To call a process illegal without holding the constitutional mandate to do so is like declaring oneself emperor by shouting it in the marketplace. The crowd may hear you, but the mandate of heaven does not descend by noise.
Chinese statecraft has long understood the difference between power and authority. Power can shout; authority does not need to. Power threatens; authority explains. Power relies on loyalty to personalities; authority rests on loyalty to institutions and rules. The question before the nation is therefore simple, though uncomfortable: which body, under which law, and by what procedure, has the power to declare the Tonse Alliance illegal? Silence follows that question because the answer is not found in political rivalry but in constitutional design.
Laozi taught that the Tao does nothing, yet nothing is left undone. True order operates quietly, through agreed rules and internal discipline. The Tonse Alliance, whatever one’s feelings about its politics, operates under a constitution agreed to by its members. Amendments were debated, adopted, and ratified through collective mechanisms. Decisions were recorded, leaders appended their signatures, and the process unfolded in the open. This is not the behaviour of an outlaw. It is the behaviour of an institution attempting, however imperfectly, to govern itself. To dismiss this as “illegal” without recourse to a competent adjudicator is to mistake disagreement for criminality.
There is an old Chinese legalist saying: the law does not travel outside its borders. Every institution has its own boundary of authority. A political party governs its members; an alliance governs its affiliates; the courts govern legality in the final sense. When one institution arrogates to itself the power to invalidate another, it crosses a boundary and invites chaos. Today it may be convenient to declare an opponent illegal. Tomorrow the same logic will return, sharpened, and strike its author. History is littered with men who built fires to burn others, only to discover the wind had changed.
Mencius wrote that the people are the foundation of the state, the state exists for their welfare, and rulers who abandon righteousness lose legitimacy even before they lose office. Public trust is not sustained by loud accusations but by fidelity to process.
When political actors bypass internal mechanisms and rush to the media with claims of illegality, they reveal not moral clarity but impatience with order. The wise leader, like water in Laozi’s metaphor, flows around obstacles, does not break the vessel, and finds the lowest place. He exhausts dialogue before denunciation, procedure before proclamation.
Who, then, has the power to declare illegality? In any serious polity, it is not a spokesperson of a rival organisation, not a commentator, not even a powerful party secretary. It is the law as interpreted by competent organs—courts, registrars, or authorities expressly empowered to make such determinations. Anything else is theatre.
Sun Tzu warned that warfare is based on deception, but he also cautioned that prolonged conflict exhausts the state. Turning every internal disagreement into a public war of legality weakens alliances, parties, and ultimately the democratic culture itself.
Chinese dynastic history shows that collapse often began not with invasion but with confusion of authority. When eunuchs issued decrees, generals judged law, and scholars commanded armies, the realm fractured. Stability returned only when roles were restored.

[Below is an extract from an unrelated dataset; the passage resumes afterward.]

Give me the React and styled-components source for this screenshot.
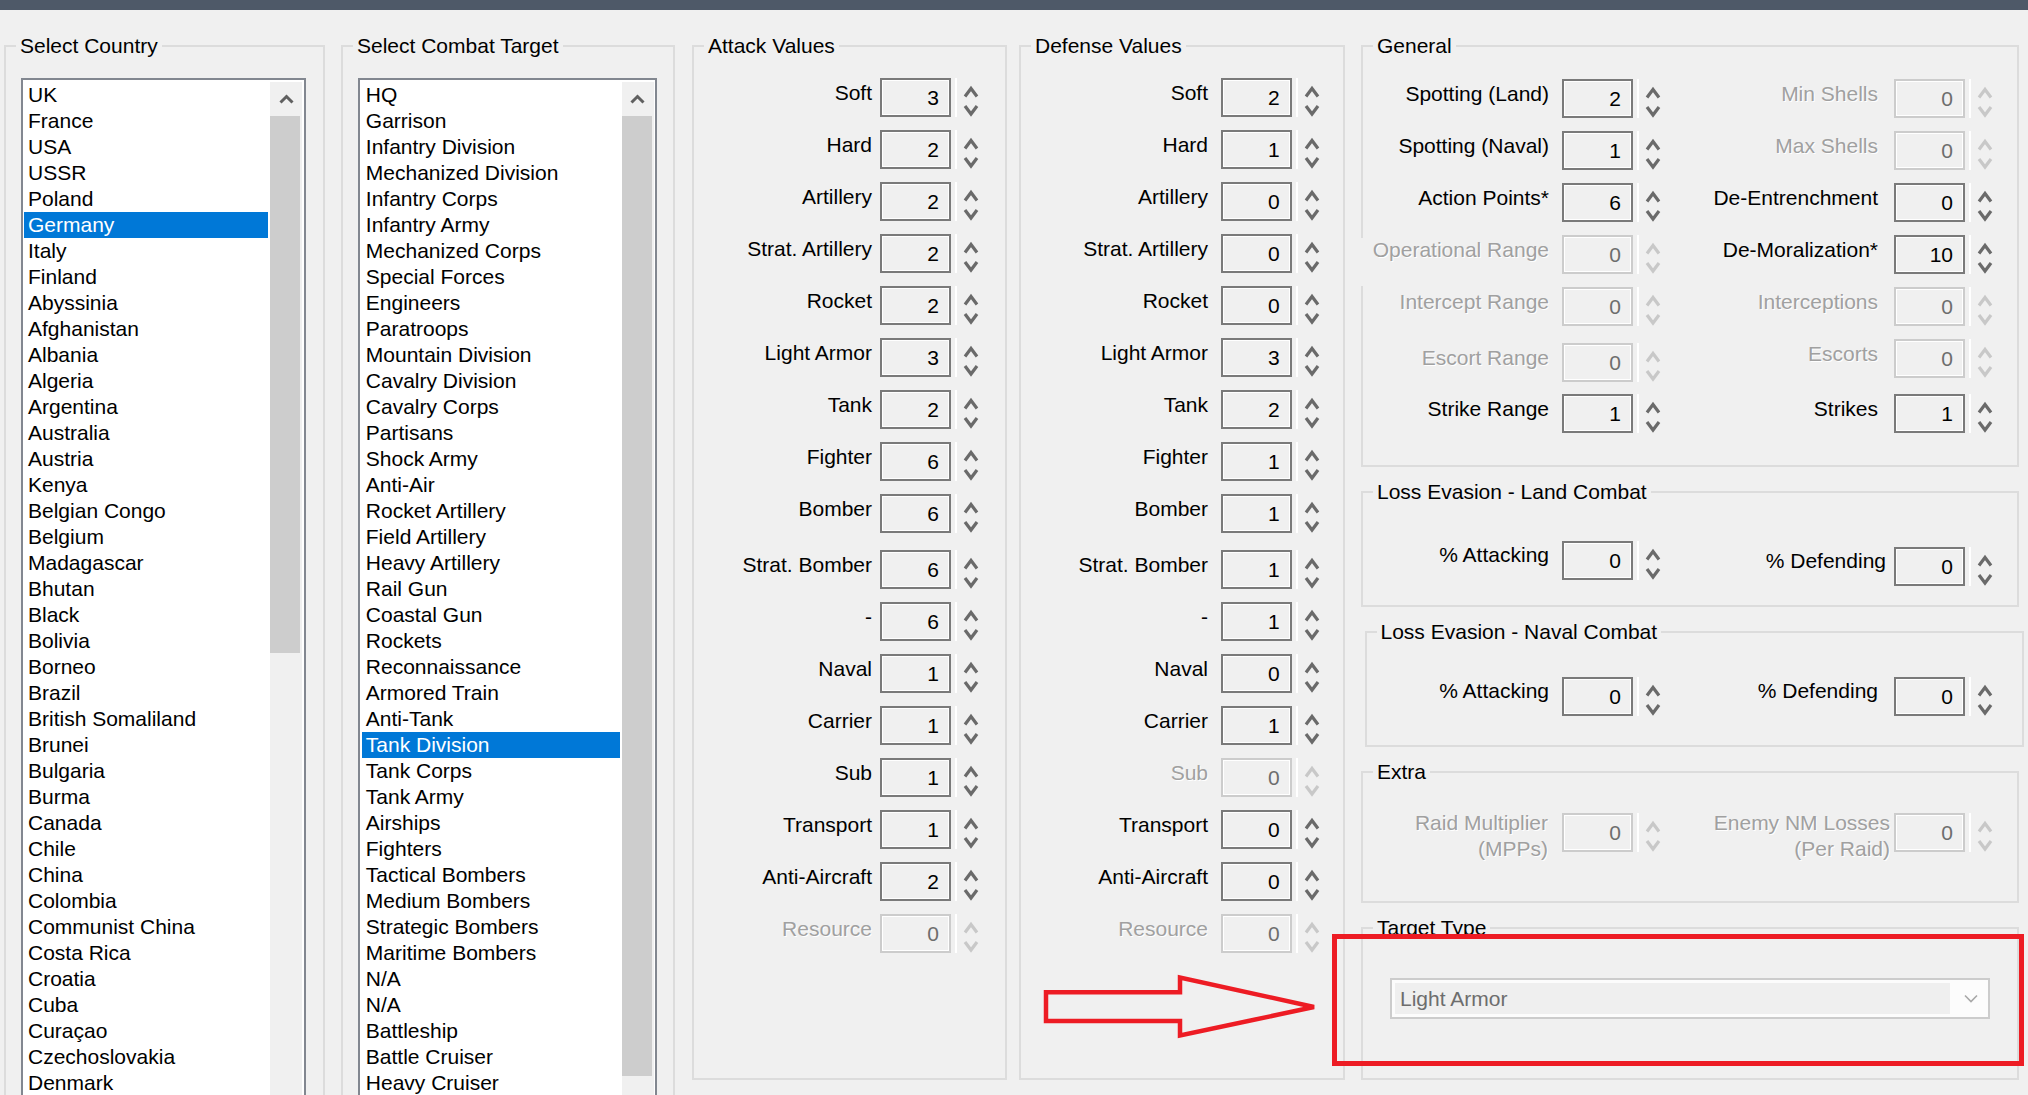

Zambia’s political space, like any living system, requires boundaries. An alliance must be allowed to manage its affairs; a party must do the same; the state must arbitrate only where the law is genuinely breached. Anything more is overreach disguised as vigilance.
There is also a moral lesson here. Confucius emphasised sincerity. To participate in a process, endorse its rules, benefit from its offices, and later denounce the same process as illegal when outcomes displease you is not rectification of names; it is their corruption. The gentleman, Confucius said, is ashamed when his words outpace his deeds. Political maturity demands consistency, not convenience.
In the end, legality is not a club to beat opponents into silence. It is a shield that protects all from arbitrary power. When claims of illegality are made casually, they cheapen the very concept meant to preserve order.
The Tonse Alliance may succeed or fail politically—that is the judgment of its members and the electorate. But to pronounce it illegal without lawful authority is to confuse rivalry with jurisprudence.
The sage does not ask who shouts the loudest, but who speaks from the rules. In that quiet space between law and ambition lies the answer. Until a competent authority speaks, legality remains what it has always been: a matter of constitutional mandate, not political appetite. And as Chinese wisdom reminds us, those who mistake the echo of their own voice for the mandate of heaven eventually discover how thin that sound really is.